The cameras that we used were also quite complicated in the first place, but I suppose everything is at first! Once we learnt how to work them they were easy. We never really had to alter the focus or lighting, so most of the time it was kept on auto.

Looking back at your preliminary task, what do you feel you have learnt in the progression from it to the full product?

From the prelim task, we have learnt so much! We have learnt that you need to be aware of surroundings- and that they need to be quiet for you to be able to hear what people are saying. If you look at our prelim task we did it in a crowded common room, in which we through things would work out fine!

We have also learnt about the cameras, and about camera shots and movement. In our prelim there wasn't much movement, just different shots that were quite jumpy- it didn't seem to fit. Whereas we have learnt now that you need multiple shots to break it up a bit, and if it doesn't fit- put a shot of something else (that still relates) in-between.

We have learnt much more about editing.
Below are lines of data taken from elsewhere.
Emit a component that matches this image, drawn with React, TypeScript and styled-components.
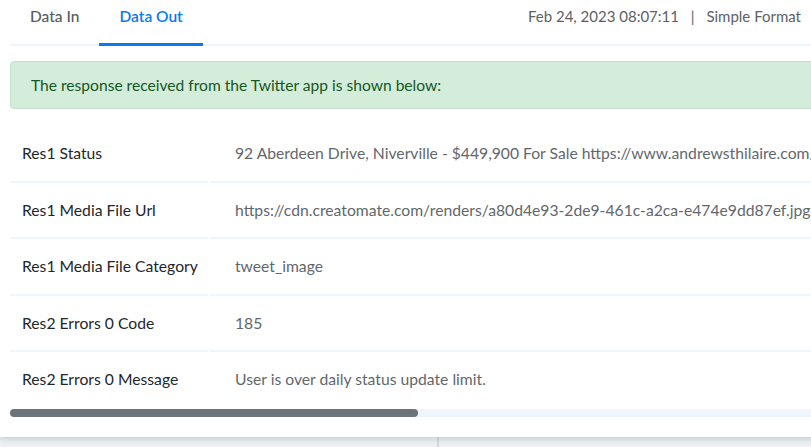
import React from "react";
import styled, { createGlobalStyle } from "styled-components";

interface FieldRow {
  label: string;
  value: string;
}

const rows: FieldRow[] = [
  {
    label: "Res1 Status",
    value:
      "92 Aberdeen Drive, Niverville - $449,900 For Sale https://www.andrewsthilaire.com/",
  },
  {
    label: "Res1 Media File Url",
    value:
      "https://cdn.creatomate.com/renders/a80d4e93-2de9-461c-a2ca-e474e9dd87ef.jpg",
  },
  { label: "Res1 Media File Category", value: "tweet_image" },
  { label: "Res2 Errors 0 Code", value: "185" },
  { label: "Res2 Errors 0 Message", value: "User is over daily status update limit." },
];

export default function App() {
  return (
    <>
      <GlobalStyle />
      <Page>
        <Panel>
          <TabBar>
            <Tabs>
              <Tab>Data In</Tab>
              <Tab $active>Data Out</Tab>
            </Tabs>
            <Meta>
              Feb 24, 2023 08:07:11 <Divider>|</Divider> Simple Format
            </Meta>
          </TabBar>

          <Alert>The response received from the Twitter app is shown below:</Alert>

          <Table>
            {rows.map((row, i) => (
              <Row key={row.label} $last={i === rows.length - 1}>
                <Label>{row.label}</Label>
                <Value>{row.value}</Value>
              </Row>
            ))}
          </Table>

          <ScrollTrack>
            <ScrollThumb />
          </ScrollTrack>
        </Panel>
        <Footer>
          <FooterCell />
          <FooterCell />
        </Footer>
      </Page>
    </>
  );
}

const GlobalStyle = createGlobalStyle`
  html, body {
    margin: 0;
    padding: 0;
    overflow: hidden;
    background: #eef1f4;
  }
  body {
    font-family: Lato, "Open Sans", sans-serif;
  }
`;

const Page = styled.div`
  width: 811px;
  height: 447px;
  display: flex;
  flex-direction: column;
  overflow: hidden;
`;

const Panel = styled.div`
  height: 437px;
  width: 1200px;
  background: #ffffff;
  box-shadow: 0 2px 6px rgba(120, 135, 150, 0.35);
  position: relative;
  z-index: 1;
  box-sizing: border-box;
  padding-left: 10px;
`;

const TabBar = styled.div`
  width: 801px;
  height: 44px;
  box-sizing: content-box;
  display: flex;
  align-items: stretch;
  justify-content: space-between;
  border-bottom: 2px solid #eef5fd;
  padding-right: 10px;
  margin-right: -10px;
`;

const Tabs = styled.div`
  display: flex;
`;

const Tab = styled.div<{ $active?: boolean }>`
  padding: 0 20px;
  font-size: 15.5px;
  line-height: 32px;
  color: ${(p) => (p.$active ? "#0b78f0" : "#555b61")};
  font-weight: ${(p) => (p.$active ? 600 : 500)};
  border-bottom: 3px solid ${(p) => (p.$active ? "#0b78f0" : "transparent")};
  margin-bottom: -2px;
  box-sizing: border-box;
  height: 46px;
`;

const Meta = styled.div`
  font-size: 15px;
  color: #5c6166;
  line-height: 32px;
  white-space: nowrap;
  margin-right: 10px;
`;

const Divider = styled.span`
  margin: 0 8px;
`;

const Alert = styled.div`
  margin-top: 15px;
  height: 48px;
  box-sizing: border-box;
  background: #d4ecda;
  border: 1px solid #c3e4cb;
  border-radius: 4px;
  color: #155724;
  font-size: 15.6px;
  display: flex;
  align-items: center;
  padding-left: 20px;
`;

const Table = styled.div`
  margin-top: 17px;
  display: flex;
  flex-direction: column;
`;

const Row = styled.div<{ $last?: boolean }>`
  display: grid;
  grid-template-columns: 198px 1fr;
  column-gap: 2px;
  height: 56.5px;
  & > * {
    border-bottom: 2px solid ${(p) => (p.$last ? "transparent" : "#eef5fd")};
  }
`;

const Label = styled.div`
  display: flex;
  align-items: center;
  padding-left: 12px;
  font-size: 15.7px;
  color: #222629;
  white-space: nowrap;
`;

const Value = styled.div`
  display: flex;
  align-items: center;
  padding-left: 25px;
  font-size: 15.7px;
  color: #62676c;
  white-space: nowrap;
`;

const ScrollTrack = styled.div`
  height: 8px;
  background: #eef5fd;
  border-radius: 4px;
`;

const ScrollThumb = styled.div`
  width: 408px;
  height: 8px;
  background: #6b737b;
  border-radius: 4px;
`;

const Footer = styled.div`
  flex: 1;
  display: grid;
  grid-template-columns: 437px 1fr;
`;

const FooterCell = styled.div`
  & + & {
    border-left: 2px solid #d3d7db;
  }
`;
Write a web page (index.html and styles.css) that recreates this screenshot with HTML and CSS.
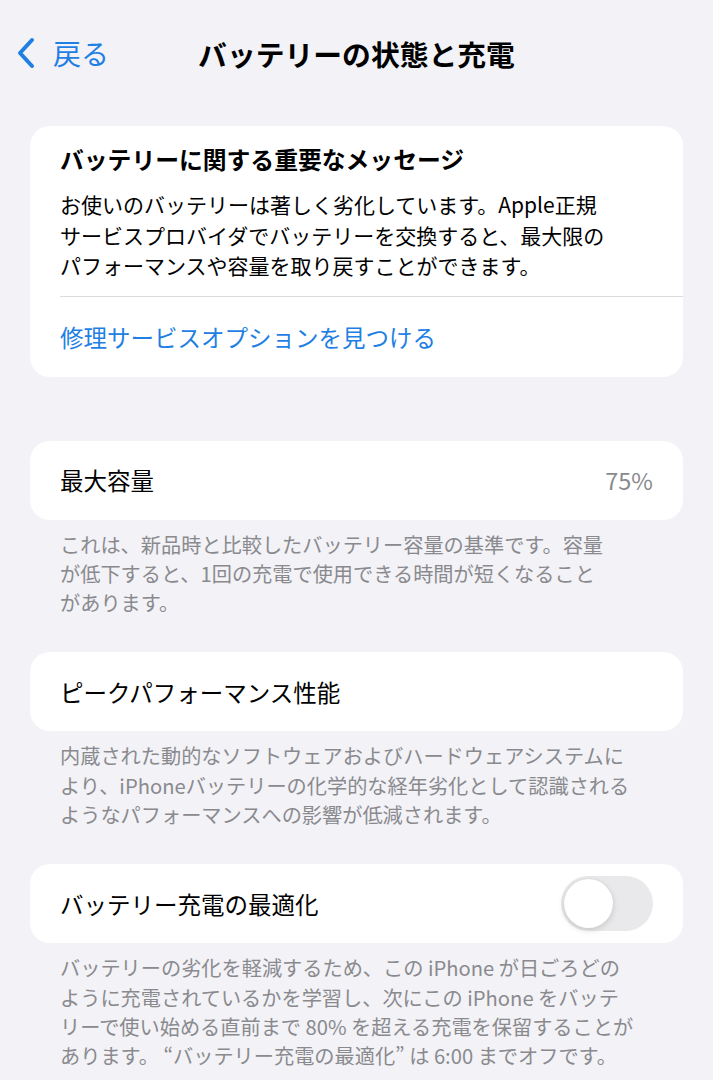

We weren't really too sure on what you could do with Imovie before, however we are much more confident about using it and actually know what we are doing.

I think we are also aware that you need to be really sure about what you are going to film- which shots, where and when. You also need to take numerous shots while you’re there, even if it doesn't seem like you need it. This is so that you can fit much more in and if one thing doesn't work you've got the coverage to be able to swap it without reshooting. We also found that leaving the camera rolling a bit before and bits afterwards works well, as you get the full shot and aren’t cutting it a bit tight.

Getting feedback as much as possible from people within the target audience age is the key- you easily find out what they want and you can see their genuine reactions.

I've also learnt a lot about the genre, and a lot about producing. I think it’s really important that you cast the right people as well, to make sure it all looks good.